-- MATERIAL PROVIDED --
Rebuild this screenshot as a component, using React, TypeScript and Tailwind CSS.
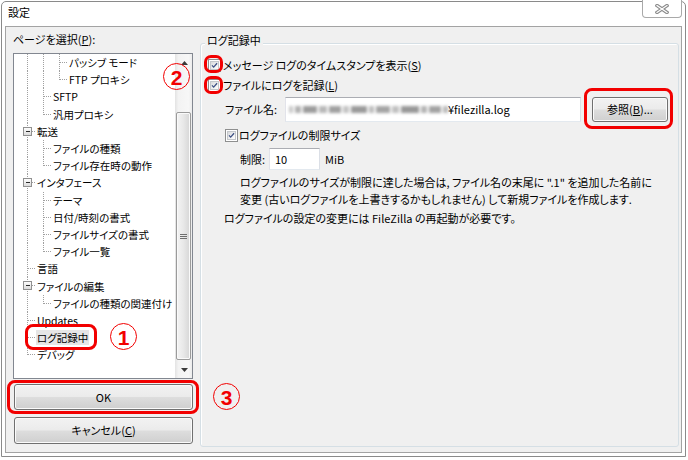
import React from "react";

type Cell = "v" | "T" | "L" | "TM" | " ";
type Row = { label: string; cells: Cell[]; selected?: boolean };

const rows: Row[] = [
  { label: "パッシブ モード", cells: ["v", "v", "T"] },
  { label: "FTP プロキシ", cells: ["v", "v", "L"] },
  { label: "SFTP", cells: ["v", "T"] },
  { label: "汎用プロキシ", cells: ["v", "L"] },
  { label: "転送", cells: ["TM"] },
  { label: "ファイルの種類", cells: ["v", "T"] },
  { label: "ファイル存在時の動作", cells: ["v", "L"] },
  { label: "インタフェース", cells: ["TM"] },
  { label: "テーマ", cells: ["v", "T"] },
  { label: "日付/時刻の書式", cells: ["v", "T"] },
  { label: "ファイルサイズの書式", cells: ["v", "T"] },
  { label: "ファイル一覧", cells: ["v", "L"] },
  { label: "言語", cells: ["T"] },
  { label: "ファイルの編集", cells: ["TM"] },
  { label: "ファイルの種類の関連付け", cells: ["v", "L"] },
  { label: "Updates", cells: ["T"] },
  { label: "ログ記録中", cells: ["T"], selected: true },
  { label: "デバッグ", cells: ["L"] },
];

const blurBits = [
  { w: 4, c: "#c8c8c8" },
  { w: 6, c: "#b0b0b0" },
  { w: 14, c: "#9c9c9c" },
  { w: 8, c: "#b8b8b8" },
  { w: 12, c: "#a0a0a0" },
  { w: 6, c: "#c4c4c4" },
  { w: 16, c: "#9a9a9a" },
  { w: 5, c: "#bcbcbc" },
  { w: 14, c: "#a4a4a4" },
  { w: 7, c: "#c0c0c0" },
  { w: 18, c: "#989898" },
  { w: 6, c: "#b4b4b4" },
  { w: 12, c: "#a2a2a2" },
  { w: 8, c: "#bababa" },
  { w: 10, c: "#9e9e9e" },
];

function TreeCell({ c }: { c: Cell }) {
  const dot = { stroke: "#a0a0a0", strokeWidth: 1, strokeDasharray: "1 1", shapeRendering: "crispEdges" as const };
  return (
    <svg width="16" height="17" viewBox="0 0 16 17" preserveAspectRatio="none" className="shrink-0 h-full w-[16px]">
      {c === "v" && <line x1="8.5" y1="0" x2="8.5" y2="17" style={dot} />}
      {(c === "T" || c === "TM") && <line x1="8.5" y1="0" x2="8.5" y2="17" style={dot} />}
      {c === "L" && <line x1="8.5" y1="0" x2="8.5" y2="9" style={dot} />}
      {(c === "T" || c === "L") && <line x1="9" y1="8.5" x2="16" y2="8.5" style={dot} />}
      {c === "TM" && (
        <>
          <line x1="13" y1="8.5" x2="16" y2="8.5" style={dot} />
          <defs>
            <linearGradient id="mb" x1="0" y1="0" x2="0" y2="1">
              <stop offset="0" stopColor="#ffffff" />
              <stop offset="1" stopColor="#d8d8d8" />
            </linearGradient>
          </defs>
          <rect x="4.5" y="4.5" width="8" height="8" fill="url(#mb)" stroke="#919191" shapeRendering="crispEdges" />
          <line x1="6.5" y1="8.5" x2="11" y2="8.5" stroke="#2b2b2b" shapeRendering="crispEdges" />
        </>
      )}
    </svg>
  );
}

function CheckBox() {
  return (
    <div className="w-[13px] h-[13px] shrink-0 border border-[#8e8f8f] bg-white p-[1px]">
      <div className="w-full h-full border border-[#c4c7cb] bg-[linear-gradient(135deg,#d8dadd_0%,#f4f4f4_70%,#ffffff_100%)]">
        <svg viewBox="0 0 9 9" className="w-full h-full">
          <path d="M1.3 4.3 L3.4 6.6 L7.8 1.6" fill="none" stroke="#3c4f83" strokeWidth="1.6" />
        </svg>
      </div>
    </div>
  );
}

const btn =
  "border border-[#707070] rounded-[3px] bg-[linear-gradient(#f2f2f2_0%,#ebebeb_48%,#dddddd_52%,#cfcfcf_100%)] shadow-[inset_0_0_0_1px_#fbfbfb] flex items-center justify-center text-black";

function Circled({ n, cls }: { n: string; cls: string }) {
  return (
    <div
      className={
        "absolute w-[27px] h-[27px] rounded-full border-[1.5px] border-[#f20000] flex items-center justify-center text-[#f20000] text-[21px] font-bold leading-none [font-family:'Liberation_Sans',sans-serif] " +
        cls
      }
    >
      <span className="mt-[1px]">{n}</span>
    </div>
  );
}

export default function App() {
  return (
    <div className="w-[688px] h-[460px] bg-white relative overflow-hidden text-[11px] text-black [font-family:'Noto_Sans_CJK_JP',sans-serif] [font-feature-settings:'palt']">
      <div className="ml-[1px] mt-[1px] w-[685px] h-[456px] border border-[#8a8a8a] rounded-t-[5px] bg-white flex flex-col px-[3px] pb-[3px]">
        {/* title */}
        <div className="h-[24px] flex items-start shrink-0">
          <span className="pl-[3px] pt-[3px] text-[11px] leading-[14px]">設定</span>
          <div className="flex-1" />
          <div className="-mt-[2px] w-[40px] h-[18px] border border-t-0 border-[#a9a9a9] rounded-b-[4px] bg-white flex items-center justify-center">
            <svg width="14" height="10" viewBox="0 0 14 10">
              <path d="M2 1.5 L12 8.5 M12 1.5 L2 8.5" stroke="#8c8c8c" strokeWidth="3.4" strokeLinecap="square" />
              <path d="M2 1.5 L12 8.5 M12 1.5 L2 8.5" stroke="#ffffff" strokeWidth="1.2" strokeLinecap="square" />
            </svg>
          </div>
        </div>
        {/* client */}
        <div className="flex-1 border border-[#a3a3a3] bg-[#f0f0f0] flex pl-[7px] pr-[2px] pt-[5px] min-h-0">
          {/* left */}
          <div className="w-[180px] flex flex-col shrink-0">
            <div className="leading-[14px] h-[14px]">ページを選択(<span className="underline">P</span>):</div>
            <div className="mt-[7px] h-[326px] border border-[#828790] bg-white flex">
              <div className="flex-1 flex flex-col pl-[5px] overflow-hidden text-[10.5px]">
                {rows.map((r, i) => (
                  <div key={i} className="h-[17.2px] flex items-center shrink-0">
                    {r.cells.map((c, j) => (
                      <TreeCell key={j} c={c} />
                    ))}
                    <span
                      className={
                        "ml-[1px] whitespace-nowrap leading-[15px] px-[1px] " + (r.selected ? "bg-[#e6e6e6]" : "")
                      }
                    >
                      {r.label}
                    </span>
                  </div>
                ))}
              </div>
              {/* scrollbar */}
              <div className="w-[17px] shrink-0 flex flex-col bg-[linear-gradient(90deg,#e3e3e3_0%,#f3f3f3_20%,#f7f7f7_80%,#ececec_100%)]">
                <div className="h-[17px] flex items-center justify-center">
                  <svg width="7" height="4" viewBox="0 0 7 4" className="ml-[2px]">
                    <path d="M0 4 L3.5 0 L7 4 Z" fill="#3a3a3a" />
                  </svg>
                </div>
                <div className="flex-1 flex flex-col px-[1px]">
                  <div className="mt-[41px] h-[248px] border border-[#9b9b9b] rounded-[2px] bg-[linear-gradient(90deg,#f4f4f4_0%,#e8e8e8_50%,#d6d6d6_100%)] shadow-[inset_0_0_0_1px_#fafafa] flex items-center justify-center">
                    <svg width="7" height="7" viewBox="0 0 7 7">
                      <path d="M0 1.5 H7 M0 3.5 H7 M0 5.5 H7" stroke="#6e6e6e" strokeWidth="1" />
                    </svg>
                  </div>
                </div>
                <div className="h-[17px] flex items-center justify-center">
                  <svg width="7" height="4" viewBox="0 0 7 4" className="ml-[2px]">
                    <path d="M0 0 L3.5 4 L7 0 Z" fill="#3a3a3a" />
                  </svg>
                </div>
              </div>
            </div>
            <div className={"mt-[5px] ml-[1px] h-[26px] " + btn}>OK</div>
            <div className={"mt-[7px] ml-[1px] h-[27px] " + btn}>
              キャンセル(<span className="underline">C</span>)
            </div>
          </div>
          {/* right */}
          <div className="flex-1 ml-[7px] min-w-0">
            <div className="mt-[11px] h-[404px] border border-[#d5dfe5] rounded-[3px] shadow-[inset_1px_1px_0_#ffffff] flex flex-col">
              <div className="-mt-[11px] ml-[4px] px-[2px] w-fit bg-[#f0f0f0] leading-[14px] h-[14px]">ログ記録中</div>
              <div className="mt-[9px] h-[18px] pl-[7px] flex items-center">
                <CheckBox />
                <span className="ml-[2px] leading-[14px]">
                  メッセージ ログのタイムスタンプを表示(<span className="underline">S</span>)
                </span>
              </div>
              <div className="mt-[2px] h-[18px] pl-[7px] flex items-center">
                <CheckBox />
                <span className="ml-[2px] leading-[14px]">
                  ファイルにログを記録(<span className="underline">L</span>)
                </span>
              </div>
              <div className="mt-[3px] h-[25px] pl-[24px] flex items-center">
                <span className="w-[60px] shrink-0">ファイル名:</span>
                <div className="w-[296px] h-[25px] border border-[#abadb3] border-l-[#e2e3ea] border-r-[#dbdfe6] border-b-[#e3e9ef] bg-white flex items-center pl-[3px] overflow-hidden whitespace-nowrap">
                  <div className="w-[159px] h-[8px] flex items-center gap-[2px] blur-[1.4px] shrink-0 overflow-hidden">
                    {blurBits.map((b, i) => (
                      <div key={i} className="h-[7px] shrink-0" style={{ width: b.w, background: b.c }} />
                    ))}
                  </div>
                  <span>¥filezilla.log</span>
                </div>
                <div className={"ml-[11px] w-[76px] h-[25px] " + btn}>
                  参照(<span className="underline">B</span>)...
                </div>
              </div>
              <div className="mt-[5px] h-[16px] pl-[24px] flex items-center">
                <CheckBox />
                <span className="ml-[1px] leading-[14px]">ログファイルの制限サイズ</span>
              </div>
              <div className="mt-[5px] h-[22px] pl-[39px] flex items-center">
                <span className="w-[29px] shrink-0">制限:</span>
                <div className="w-[51px] h-[22px] border border-[#abadb3] border-l-[#e2e3ea] border-r-[#dbdfe6] border-b-[#e3e9ef] bg-white flex items-center pl-[5px]">
                  10
                </div>
                <span className="ml-[5px]">MiB</span>
              </div>
              <div className="mt-[4px] pl-[39px] leading-[17px] whitespace-nowrap">
                ログファイルのサイズが制限に達した場合は, ファイル名の末尾に ".1" を追加した名前に
                <br />
                変更 (古いログファイルを上書きするかもしれません) して新規ファイルを作成します.
              </div>
              <div className="mt-[2px] pl-[23px] leading-[17px] whitespace-nowrap">
                ログファイルの設定の変更には FileZilla の再起動が必要です。
              </div>
            </div>
          </div>
        </div>
      </div>

      {/* annotations */}
      <div className="absolute left-[204px] top-[55px] w-[19px] h-[18px] border-[3px] border-[#f20000] rounded-[7px]" />
      <div className="absolute left-[204px] top-[76px] w-[19px] h-[18px] border-[3px] border-[#f20000] rounded-[7px]" />
      <div className="absolute left-[584px] top-[88px] w-[89px] h-[41px] border-[3px] border-[#f20000] rounded-[8px]" />
      <div className="absolute left-[25px] top-[324px] w-[72px] h-[26px] border-[3px] border-[#f20000] rounded-[8px]" />
      <div className="absolute left-[7px] top-[380px] w-[192px] h-[34px] border-[3px] border-[#f20000] rounded-[8px]" />
      <Circled n="2" cls="left-[163px] top-[63px]" />
      <Circled n="1" cls="left-[110px] top-[323px]" />
      <Circled n="3" cls="left-[213px] top-[383px]" />
    </div>
  );
}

-- WHAT YOU SHOULD DO --
Isolate each line of the listing above that includes "React". Copy it.

-- WRITTEN REPLY --
Rebuild this screenshot as a component, using React, TypeScript and Tailwind CSS.
import React from "react";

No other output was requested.